+++ Collected material +++
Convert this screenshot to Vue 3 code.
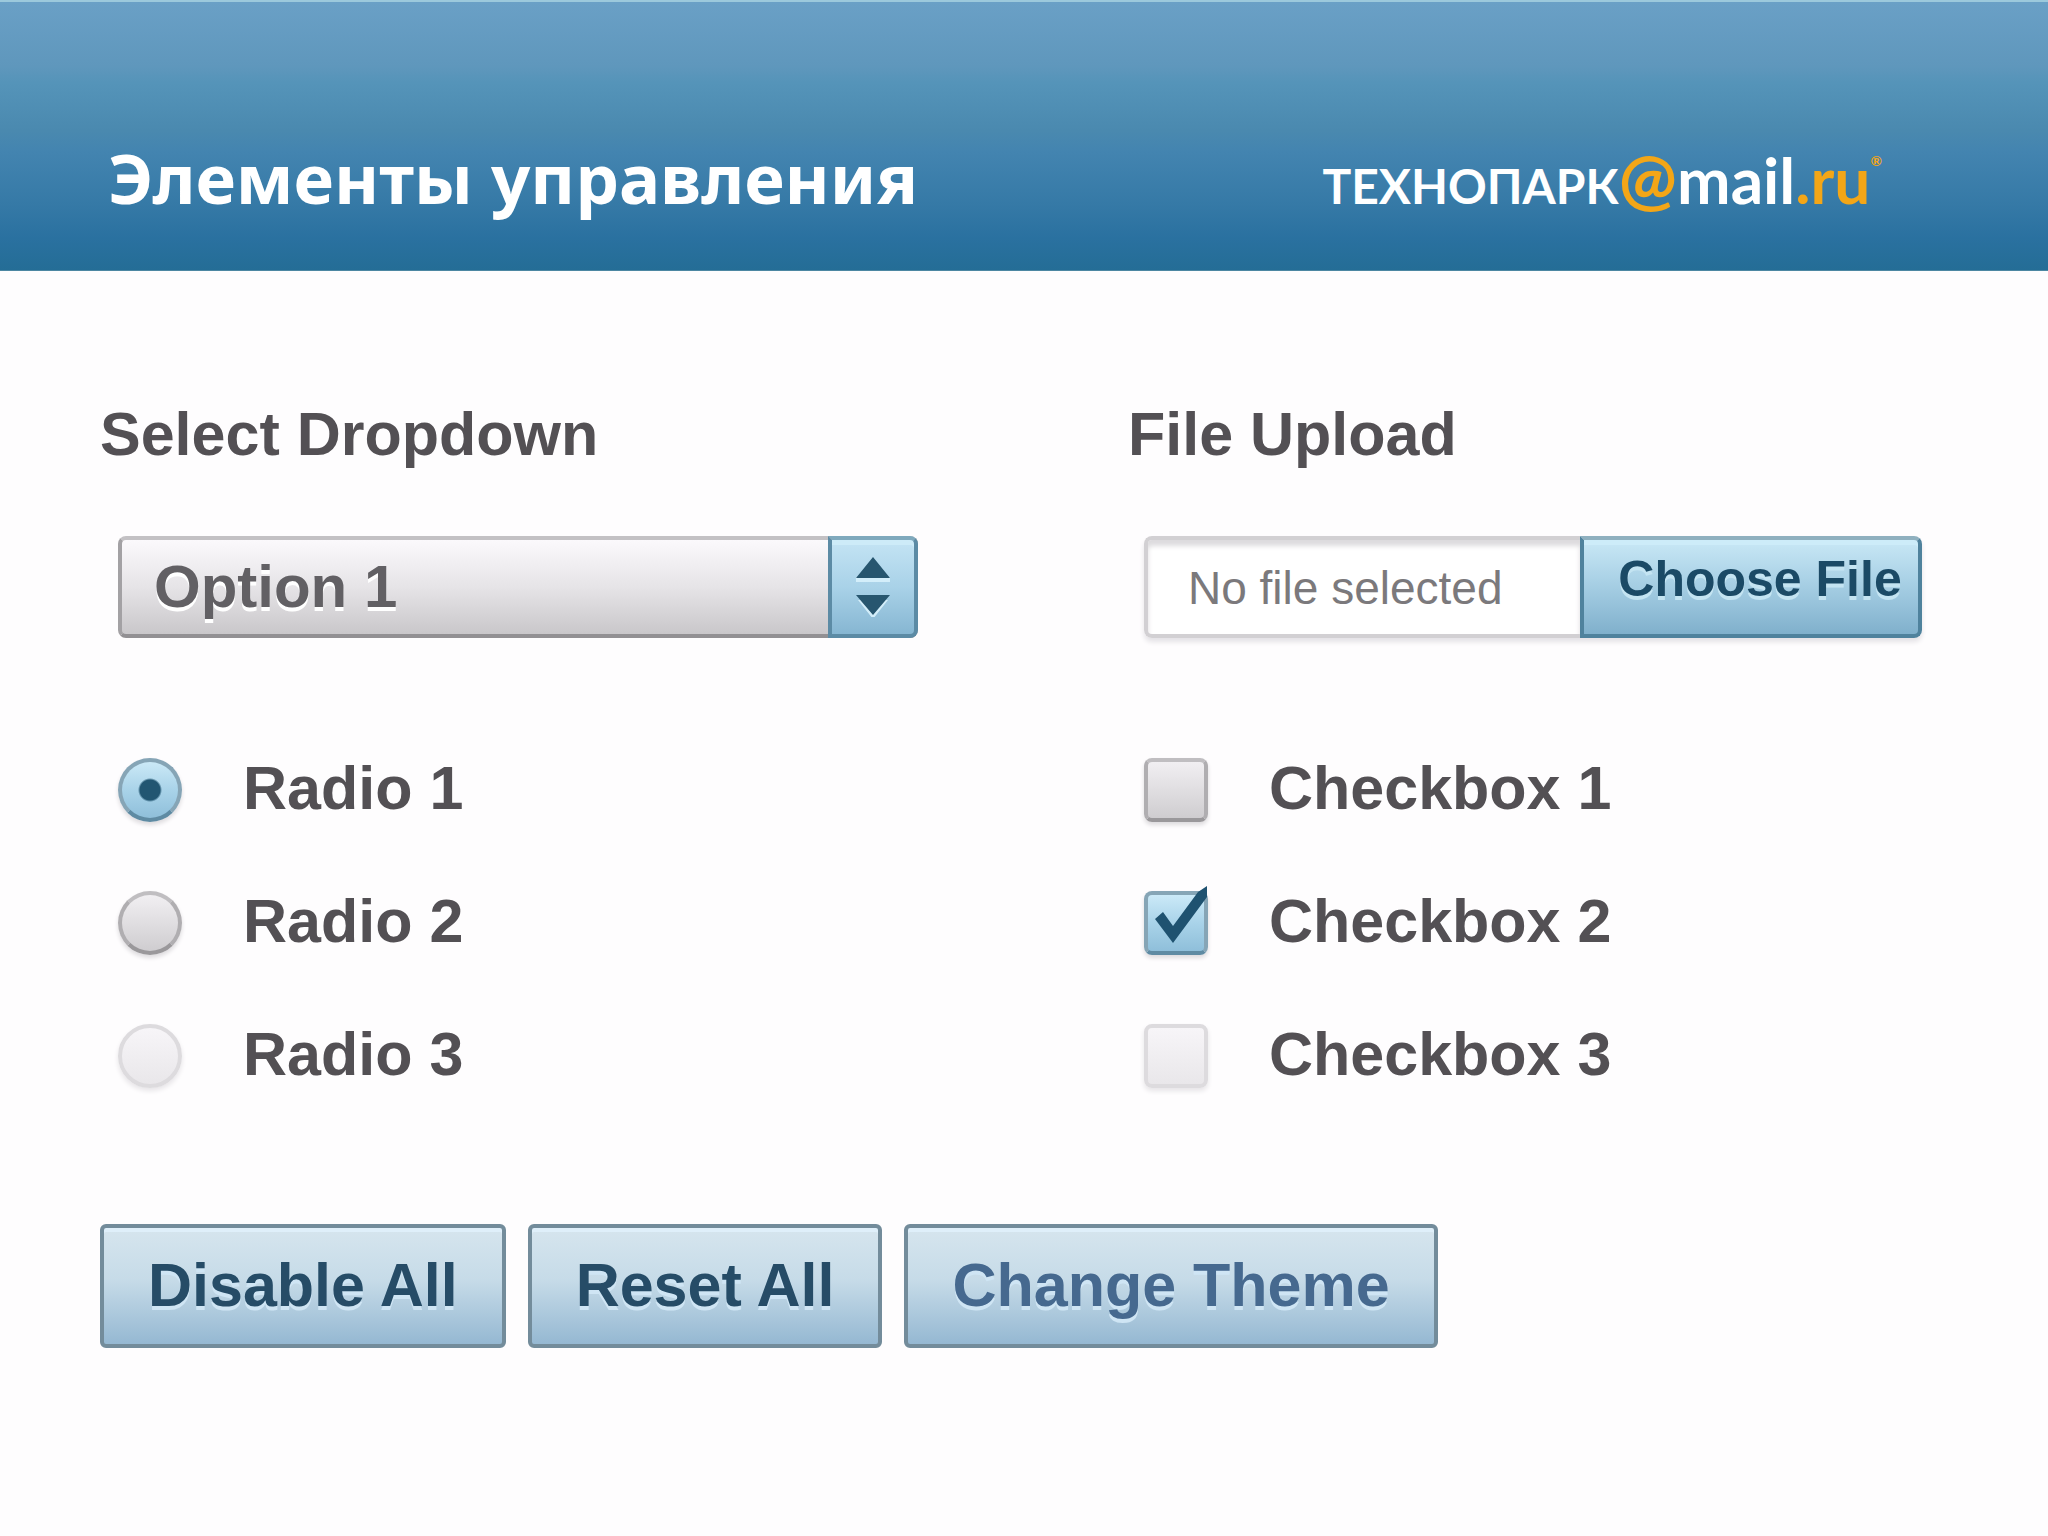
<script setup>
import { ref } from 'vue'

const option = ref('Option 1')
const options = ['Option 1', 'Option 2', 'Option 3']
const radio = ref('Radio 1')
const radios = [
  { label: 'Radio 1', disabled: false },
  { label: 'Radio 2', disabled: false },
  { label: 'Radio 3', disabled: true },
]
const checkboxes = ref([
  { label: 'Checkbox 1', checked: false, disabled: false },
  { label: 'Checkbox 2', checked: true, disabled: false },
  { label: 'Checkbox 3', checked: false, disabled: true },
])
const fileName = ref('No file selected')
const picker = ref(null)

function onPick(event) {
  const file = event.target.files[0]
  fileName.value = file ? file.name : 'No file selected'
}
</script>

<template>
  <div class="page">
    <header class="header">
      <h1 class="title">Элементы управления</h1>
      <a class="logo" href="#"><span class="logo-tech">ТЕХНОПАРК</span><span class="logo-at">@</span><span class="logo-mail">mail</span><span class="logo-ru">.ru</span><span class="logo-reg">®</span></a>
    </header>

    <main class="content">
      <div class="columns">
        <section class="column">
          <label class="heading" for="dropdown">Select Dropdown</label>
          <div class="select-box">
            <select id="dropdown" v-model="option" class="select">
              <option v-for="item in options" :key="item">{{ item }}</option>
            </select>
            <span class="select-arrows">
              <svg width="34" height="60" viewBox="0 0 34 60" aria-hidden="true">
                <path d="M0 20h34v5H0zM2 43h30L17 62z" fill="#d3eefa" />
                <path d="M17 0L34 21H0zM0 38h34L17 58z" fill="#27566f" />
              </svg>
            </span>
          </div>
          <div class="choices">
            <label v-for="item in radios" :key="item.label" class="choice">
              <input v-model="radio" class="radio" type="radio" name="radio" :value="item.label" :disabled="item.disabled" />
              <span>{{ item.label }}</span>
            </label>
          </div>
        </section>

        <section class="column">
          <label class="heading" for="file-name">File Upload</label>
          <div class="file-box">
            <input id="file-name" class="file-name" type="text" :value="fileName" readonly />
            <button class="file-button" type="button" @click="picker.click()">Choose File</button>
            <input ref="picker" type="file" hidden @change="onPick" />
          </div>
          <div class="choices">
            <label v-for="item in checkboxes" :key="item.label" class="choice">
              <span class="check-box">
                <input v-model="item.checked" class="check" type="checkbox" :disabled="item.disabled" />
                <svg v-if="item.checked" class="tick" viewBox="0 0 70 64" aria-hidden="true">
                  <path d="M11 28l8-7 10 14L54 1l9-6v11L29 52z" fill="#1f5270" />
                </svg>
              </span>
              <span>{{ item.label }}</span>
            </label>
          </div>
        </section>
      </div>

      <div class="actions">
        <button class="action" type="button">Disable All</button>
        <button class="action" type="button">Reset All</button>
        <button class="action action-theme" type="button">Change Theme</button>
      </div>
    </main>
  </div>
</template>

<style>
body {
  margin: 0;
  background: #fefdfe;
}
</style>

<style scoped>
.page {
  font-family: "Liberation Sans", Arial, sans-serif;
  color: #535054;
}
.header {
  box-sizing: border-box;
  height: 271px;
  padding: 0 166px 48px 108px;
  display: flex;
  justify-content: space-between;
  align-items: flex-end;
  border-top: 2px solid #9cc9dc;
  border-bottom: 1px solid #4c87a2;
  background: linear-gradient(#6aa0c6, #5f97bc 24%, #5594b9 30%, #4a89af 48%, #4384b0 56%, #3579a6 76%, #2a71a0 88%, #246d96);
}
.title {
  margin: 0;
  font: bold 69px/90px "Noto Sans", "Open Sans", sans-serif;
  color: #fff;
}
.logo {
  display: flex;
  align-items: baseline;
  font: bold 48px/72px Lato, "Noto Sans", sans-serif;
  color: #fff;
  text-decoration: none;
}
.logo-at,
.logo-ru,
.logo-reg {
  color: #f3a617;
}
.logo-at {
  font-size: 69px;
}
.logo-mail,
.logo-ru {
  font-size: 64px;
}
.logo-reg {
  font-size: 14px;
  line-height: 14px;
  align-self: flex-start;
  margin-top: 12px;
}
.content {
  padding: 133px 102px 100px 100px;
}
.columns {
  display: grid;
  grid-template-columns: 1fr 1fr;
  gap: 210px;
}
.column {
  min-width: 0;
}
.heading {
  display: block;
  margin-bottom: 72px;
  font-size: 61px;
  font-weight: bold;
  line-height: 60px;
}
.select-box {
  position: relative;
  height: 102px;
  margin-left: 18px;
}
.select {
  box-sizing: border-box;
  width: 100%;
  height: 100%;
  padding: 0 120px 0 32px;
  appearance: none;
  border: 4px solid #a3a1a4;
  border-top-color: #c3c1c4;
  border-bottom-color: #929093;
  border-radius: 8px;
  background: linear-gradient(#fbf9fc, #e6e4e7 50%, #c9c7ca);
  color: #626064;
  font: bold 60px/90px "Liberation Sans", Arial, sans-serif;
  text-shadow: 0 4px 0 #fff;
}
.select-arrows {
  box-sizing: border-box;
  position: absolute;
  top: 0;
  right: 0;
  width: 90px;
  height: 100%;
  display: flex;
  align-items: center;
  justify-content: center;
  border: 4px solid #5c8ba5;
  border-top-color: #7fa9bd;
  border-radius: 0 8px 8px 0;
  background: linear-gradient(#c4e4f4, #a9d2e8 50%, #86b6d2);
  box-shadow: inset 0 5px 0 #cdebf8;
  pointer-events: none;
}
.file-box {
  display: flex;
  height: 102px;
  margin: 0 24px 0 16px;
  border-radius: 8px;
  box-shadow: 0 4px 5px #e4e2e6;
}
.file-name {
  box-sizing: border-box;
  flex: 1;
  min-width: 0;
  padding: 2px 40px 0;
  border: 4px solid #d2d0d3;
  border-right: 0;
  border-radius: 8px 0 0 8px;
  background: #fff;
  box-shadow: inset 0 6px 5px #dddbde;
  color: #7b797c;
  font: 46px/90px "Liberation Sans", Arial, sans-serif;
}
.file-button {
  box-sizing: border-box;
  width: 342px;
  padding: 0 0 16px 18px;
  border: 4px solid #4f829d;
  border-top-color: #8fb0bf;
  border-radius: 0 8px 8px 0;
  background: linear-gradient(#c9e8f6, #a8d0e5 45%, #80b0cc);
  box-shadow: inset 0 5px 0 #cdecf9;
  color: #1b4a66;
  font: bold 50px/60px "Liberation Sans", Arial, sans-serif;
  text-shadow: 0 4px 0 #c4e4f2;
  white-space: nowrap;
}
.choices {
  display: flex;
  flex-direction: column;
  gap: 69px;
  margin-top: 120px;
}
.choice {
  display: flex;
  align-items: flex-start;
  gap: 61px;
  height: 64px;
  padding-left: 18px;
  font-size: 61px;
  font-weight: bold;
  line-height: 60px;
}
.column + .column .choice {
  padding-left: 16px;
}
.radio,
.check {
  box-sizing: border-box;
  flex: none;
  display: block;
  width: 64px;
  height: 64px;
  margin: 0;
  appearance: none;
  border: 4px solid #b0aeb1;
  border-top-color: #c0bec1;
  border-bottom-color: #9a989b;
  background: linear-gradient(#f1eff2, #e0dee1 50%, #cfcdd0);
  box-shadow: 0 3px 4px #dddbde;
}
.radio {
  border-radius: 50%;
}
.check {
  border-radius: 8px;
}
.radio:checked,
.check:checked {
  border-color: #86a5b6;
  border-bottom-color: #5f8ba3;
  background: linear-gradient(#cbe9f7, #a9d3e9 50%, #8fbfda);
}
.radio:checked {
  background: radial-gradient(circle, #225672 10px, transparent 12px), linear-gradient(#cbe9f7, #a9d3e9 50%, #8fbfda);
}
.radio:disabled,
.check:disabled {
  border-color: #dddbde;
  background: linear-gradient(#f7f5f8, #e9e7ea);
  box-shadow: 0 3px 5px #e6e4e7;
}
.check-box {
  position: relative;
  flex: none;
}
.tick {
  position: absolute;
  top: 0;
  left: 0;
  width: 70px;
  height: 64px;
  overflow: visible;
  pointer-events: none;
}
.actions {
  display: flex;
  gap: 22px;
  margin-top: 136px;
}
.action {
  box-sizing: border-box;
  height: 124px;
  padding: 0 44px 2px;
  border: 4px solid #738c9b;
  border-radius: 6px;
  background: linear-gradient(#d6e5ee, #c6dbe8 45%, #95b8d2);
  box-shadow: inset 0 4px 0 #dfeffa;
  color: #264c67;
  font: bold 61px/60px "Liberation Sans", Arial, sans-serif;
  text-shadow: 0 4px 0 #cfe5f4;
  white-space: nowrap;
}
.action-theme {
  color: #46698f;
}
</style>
+++
■ Stated goal
Up to and including the line containing "const picker = ref(null)", repeat every line from the start of the data, but none of the pictures.

■ Solved exercise
Convert this screenshot to Vue 3 code.
<script setup>
import { ref } from 'vue'

const option = ref('Option 1')
const options = ['Option 1', 'Option 2', 'Option 3']
const radio = ref('Radio 1')
const radios = [
  { label: 'Radio 1', disabled: false },
  { label: 'Radio 2', disabled: false },
  { label: 'Radio 3', disabled: true },
]
const checkboxes = ref([
  { label: 'Checkbox 1', checked: false, disabled: false },
  { label: 'Checkbox 2', checked: true, disabled: false },
  { label: 'Checkbox 3', checked: false, disabled: true },
])
const fileName = ref('No file selected')
const picker = ref(null)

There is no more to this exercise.